Just ask her how many times she washes her hands a day.
"More than I have fingers and toes," she said.
Her skin has even cracked because of all the soap shes been using.
But, she'll take cuts over catching the flu.
"Because I would expose many patients out here at mesa springs and thats not my cup of tea to do," she said.
Wanda Ruppelt couldn't agree more.
"The flu is much more serious because it can progress," she said.
She's been trying to get everyone to wash their hands and use antibacterial soap as much as possible.
She's the head nurse at mesa springs senior living village and she's not t taking this year's flu epidemic lightly.
"We've had some residents that have been sick but not like the staff have been," she said.
Senior citizens are even more susceptible to catching the flu.
"It's easier for them to pick things up," said Ruppelt.

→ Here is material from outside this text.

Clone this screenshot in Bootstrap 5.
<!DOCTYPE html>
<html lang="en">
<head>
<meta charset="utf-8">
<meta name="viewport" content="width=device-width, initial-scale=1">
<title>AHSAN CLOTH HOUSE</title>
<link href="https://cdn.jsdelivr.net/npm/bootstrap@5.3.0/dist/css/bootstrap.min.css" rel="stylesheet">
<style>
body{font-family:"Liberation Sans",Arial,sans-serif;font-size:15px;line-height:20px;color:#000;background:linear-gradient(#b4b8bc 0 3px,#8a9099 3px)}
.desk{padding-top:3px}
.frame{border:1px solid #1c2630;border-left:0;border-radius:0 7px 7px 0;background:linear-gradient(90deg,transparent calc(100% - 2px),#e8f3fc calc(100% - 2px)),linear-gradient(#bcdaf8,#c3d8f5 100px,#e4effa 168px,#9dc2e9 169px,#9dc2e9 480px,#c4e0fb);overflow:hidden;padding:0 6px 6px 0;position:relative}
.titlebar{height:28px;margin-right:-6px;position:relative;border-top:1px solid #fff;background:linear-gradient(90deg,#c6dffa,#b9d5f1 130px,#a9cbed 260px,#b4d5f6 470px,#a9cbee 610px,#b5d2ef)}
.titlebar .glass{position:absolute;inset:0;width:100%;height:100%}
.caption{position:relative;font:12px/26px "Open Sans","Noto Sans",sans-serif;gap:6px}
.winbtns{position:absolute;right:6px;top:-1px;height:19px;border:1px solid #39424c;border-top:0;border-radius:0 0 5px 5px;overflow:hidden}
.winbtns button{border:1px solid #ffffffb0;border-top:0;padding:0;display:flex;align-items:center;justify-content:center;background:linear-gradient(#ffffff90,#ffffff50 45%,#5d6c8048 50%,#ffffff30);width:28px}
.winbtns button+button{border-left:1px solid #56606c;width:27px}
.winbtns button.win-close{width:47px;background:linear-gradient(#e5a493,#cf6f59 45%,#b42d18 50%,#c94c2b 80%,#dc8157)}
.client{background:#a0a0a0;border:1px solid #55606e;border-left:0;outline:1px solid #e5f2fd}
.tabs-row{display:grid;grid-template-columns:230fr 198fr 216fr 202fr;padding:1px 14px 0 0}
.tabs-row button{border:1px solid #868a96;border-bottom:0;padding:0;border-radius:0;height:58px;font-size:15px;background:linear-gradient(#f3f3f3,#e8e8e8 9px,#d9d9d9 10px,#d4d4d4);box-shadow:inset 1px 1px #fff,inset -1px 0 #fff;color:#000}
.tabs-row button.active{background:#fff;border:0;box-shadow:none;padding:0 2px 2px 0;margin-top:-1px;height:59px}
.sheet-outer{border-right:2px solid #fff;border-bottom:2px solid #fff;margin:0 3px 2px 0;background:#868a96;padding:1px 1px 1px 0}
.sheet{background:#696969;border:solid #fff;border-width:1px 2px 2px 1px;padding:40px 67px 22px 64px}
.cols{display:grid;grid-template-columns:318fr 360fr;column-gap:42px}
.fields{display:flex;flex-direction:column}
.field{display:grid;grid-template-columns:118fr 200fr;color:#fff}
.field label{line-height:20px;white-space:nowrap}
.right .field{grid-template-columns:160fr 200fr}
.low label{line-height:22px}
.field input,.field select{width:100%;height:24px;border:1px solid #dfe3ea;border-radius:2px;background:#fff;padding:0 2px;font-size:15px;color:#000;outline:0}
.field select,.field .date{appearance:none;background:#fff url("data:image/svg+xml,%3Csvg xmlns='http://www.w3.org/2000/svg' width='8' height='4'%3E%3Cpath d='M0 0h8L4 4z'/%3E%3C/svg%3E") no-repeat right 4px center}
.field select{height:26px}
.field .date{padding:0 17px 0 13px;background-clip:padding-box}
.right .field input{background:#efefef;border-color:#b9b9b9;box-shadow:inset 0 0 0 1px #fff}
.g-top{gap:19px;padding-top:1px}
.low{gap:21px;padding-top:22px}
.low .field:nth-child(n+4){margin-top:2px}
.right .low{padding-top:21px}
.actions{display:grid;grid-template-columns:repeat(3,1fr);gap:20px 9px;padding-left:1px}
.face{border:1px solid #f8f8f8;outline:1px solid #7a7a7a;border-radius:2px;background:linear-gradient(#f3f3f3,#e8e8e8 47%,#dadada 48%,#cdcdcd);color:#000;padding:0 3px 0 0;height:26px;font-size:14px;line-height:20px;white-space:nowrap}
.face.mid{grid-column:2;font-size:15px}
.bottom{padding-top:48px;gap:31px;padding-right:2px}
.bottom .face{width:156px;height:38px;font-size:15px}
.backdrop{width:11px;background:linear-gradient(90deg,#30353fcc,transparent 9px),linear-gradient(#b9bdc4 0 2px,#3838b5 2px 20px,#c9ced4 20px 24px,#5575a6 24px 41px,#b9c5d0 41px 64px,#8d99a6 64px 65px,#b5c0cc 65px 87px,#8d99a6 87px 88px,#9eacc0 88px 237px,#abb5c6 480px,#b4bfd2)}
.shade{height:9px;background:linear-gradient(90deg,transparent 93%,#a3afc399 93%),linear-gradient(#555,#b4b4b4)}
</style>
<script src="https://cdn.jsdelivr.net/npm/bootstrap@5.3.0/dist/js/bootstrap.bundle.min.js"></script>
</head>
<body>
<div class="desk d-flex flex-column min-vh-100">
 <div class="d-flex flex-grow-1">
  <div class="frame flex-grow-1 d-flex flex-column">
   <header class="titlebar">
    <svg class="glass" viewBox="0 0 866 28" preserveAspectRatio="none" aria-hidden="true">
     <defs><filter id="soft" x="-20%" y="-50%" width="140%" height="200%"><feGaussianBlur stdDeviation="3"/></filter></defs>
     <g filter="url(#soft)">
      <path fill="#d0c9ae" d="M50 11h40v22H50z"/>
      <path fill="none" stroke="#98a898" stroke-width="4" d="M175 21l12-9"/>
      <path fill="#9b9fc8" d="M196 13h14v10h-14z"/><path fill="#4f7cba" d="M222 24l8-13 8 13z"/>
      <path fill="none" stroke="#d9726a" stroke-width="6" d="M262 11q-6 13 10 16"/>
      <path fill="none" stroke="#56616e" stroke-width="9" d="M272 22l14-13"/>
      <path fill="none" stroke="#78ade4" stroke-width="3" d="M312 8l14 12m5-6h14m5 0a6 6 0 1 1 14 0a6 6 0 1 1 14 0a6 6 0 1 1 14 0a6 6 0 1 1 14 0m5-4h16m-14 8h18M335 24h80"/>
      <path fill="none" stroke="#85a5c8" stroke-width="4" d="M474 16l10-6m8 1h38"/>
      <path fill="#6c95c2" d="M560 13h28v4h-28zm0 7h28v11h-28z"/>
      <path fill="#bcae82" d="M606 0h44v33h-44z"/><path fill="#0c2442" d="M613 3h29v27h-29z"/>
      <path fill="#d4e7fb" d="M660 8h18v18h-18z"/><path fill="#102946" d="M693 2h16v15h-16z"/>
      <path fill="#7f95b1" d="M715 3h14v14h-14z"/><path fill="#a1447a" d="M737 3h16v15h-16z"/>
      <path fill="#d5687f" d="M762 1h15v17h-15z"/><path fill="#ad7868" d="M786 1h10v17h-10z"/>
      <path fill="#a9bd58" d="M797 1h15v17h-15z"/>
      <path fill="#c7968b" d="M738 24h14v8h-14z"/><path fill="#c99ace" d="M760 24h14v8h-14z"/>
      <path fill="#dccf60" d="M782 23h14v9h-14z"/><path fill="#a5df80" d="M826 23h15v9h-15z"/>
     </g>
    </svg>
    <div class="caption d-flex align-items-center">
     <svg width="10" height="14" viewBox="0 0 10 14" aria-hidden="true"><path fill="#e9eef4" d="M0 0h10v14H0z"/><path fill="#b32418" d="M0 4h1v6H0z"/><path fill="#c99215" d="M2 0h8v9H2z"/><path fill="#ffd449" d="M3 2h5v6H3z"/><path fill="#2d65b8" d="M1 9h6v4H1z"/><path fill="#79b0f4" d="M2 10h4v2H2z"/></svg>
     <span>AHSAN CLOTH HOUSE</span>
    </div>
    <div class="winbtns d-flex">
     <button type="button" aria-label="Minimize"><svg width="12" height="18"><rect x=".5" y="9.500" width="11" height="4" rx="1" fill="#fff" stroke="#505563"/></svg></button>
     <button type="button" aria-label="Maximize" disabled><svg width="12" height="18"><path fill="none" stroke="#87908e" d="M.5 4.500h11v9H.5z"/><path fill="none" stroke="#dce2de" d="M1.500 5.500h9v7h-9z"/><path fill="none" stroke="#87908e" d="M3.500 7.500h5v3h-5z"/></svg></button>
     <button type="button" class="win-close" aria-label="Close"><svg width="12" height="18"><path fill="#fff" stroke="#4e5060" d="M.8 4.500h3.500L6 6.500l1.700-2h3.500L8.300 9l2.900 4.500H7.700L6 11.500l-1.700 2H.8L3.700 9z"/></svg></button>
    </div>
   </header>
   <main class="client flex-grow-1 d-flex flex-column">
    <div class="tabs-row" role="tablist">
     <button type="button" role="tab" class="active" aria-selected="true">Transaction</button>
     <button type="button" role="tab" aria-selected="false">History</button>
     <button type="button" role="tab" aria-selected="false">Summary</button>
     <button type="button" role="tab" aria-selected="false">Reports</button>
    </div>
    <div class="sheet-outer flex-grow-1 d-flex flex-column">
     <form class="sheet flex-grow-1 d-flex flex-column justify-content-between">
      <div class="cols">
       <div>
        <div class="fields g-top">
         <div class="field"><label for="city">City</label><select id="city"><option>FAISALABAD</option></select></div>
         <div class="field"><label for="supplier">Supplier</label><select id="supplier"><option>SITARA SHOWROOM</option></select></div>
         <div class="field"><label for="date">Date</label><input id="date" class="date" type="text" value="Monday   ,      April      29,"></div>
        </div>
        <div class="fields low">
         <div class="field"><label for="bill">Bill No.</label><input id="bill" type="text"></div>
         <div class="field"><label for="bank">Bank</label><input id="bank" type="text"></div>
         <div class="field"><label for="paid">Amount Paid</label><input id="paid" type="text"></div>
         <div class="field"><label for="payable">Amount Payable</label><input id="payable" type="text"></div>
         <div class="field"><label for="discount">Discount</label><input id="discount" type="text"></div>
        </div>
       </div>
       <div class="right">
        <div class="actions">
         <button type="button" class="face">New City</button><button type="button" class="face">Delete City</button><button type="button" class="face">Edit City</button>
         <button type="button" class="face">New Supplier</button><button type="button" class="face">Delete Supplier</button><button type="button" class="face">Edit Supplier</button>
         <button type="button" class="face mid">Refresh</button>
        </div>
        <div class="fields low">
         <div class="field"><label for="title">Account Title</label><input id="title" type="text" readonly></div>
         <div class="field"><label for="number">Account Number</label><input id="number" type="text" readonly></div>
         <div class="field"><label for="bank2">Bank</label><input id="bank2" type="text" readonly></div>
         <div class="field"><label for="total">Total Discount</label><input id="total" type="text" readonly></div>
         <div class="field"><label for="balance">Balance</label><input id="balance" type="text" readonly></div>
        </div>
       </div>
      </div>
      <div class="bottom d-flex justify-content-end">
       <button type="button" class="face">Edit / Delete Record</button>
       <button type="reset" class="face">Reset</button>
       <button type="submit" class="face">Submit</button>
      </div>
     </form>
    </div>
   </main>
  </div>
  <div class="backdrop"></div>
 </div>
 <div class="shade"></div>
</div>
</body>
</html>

So anyone with even a stuffy nose is asked to not visit the center until they're sure they're not contagious.
Staff are no exception, even if it means being short handed.
"It's just everybody working for everybody," said Ruppelt.
Lewis knows its been a tough flu season..
"I think it is more rampant this year than it has been than any time that I have seen in my lifetime," she said.
So she'll continue with the one method of prevention that's worked best because shes not letting any germs stand in her way.
Both staff and residents at mesa springs received a flu vaccine back in Sept.
Administrators there believe that their early vaccination has helped lower the number of residents who have caught the flu.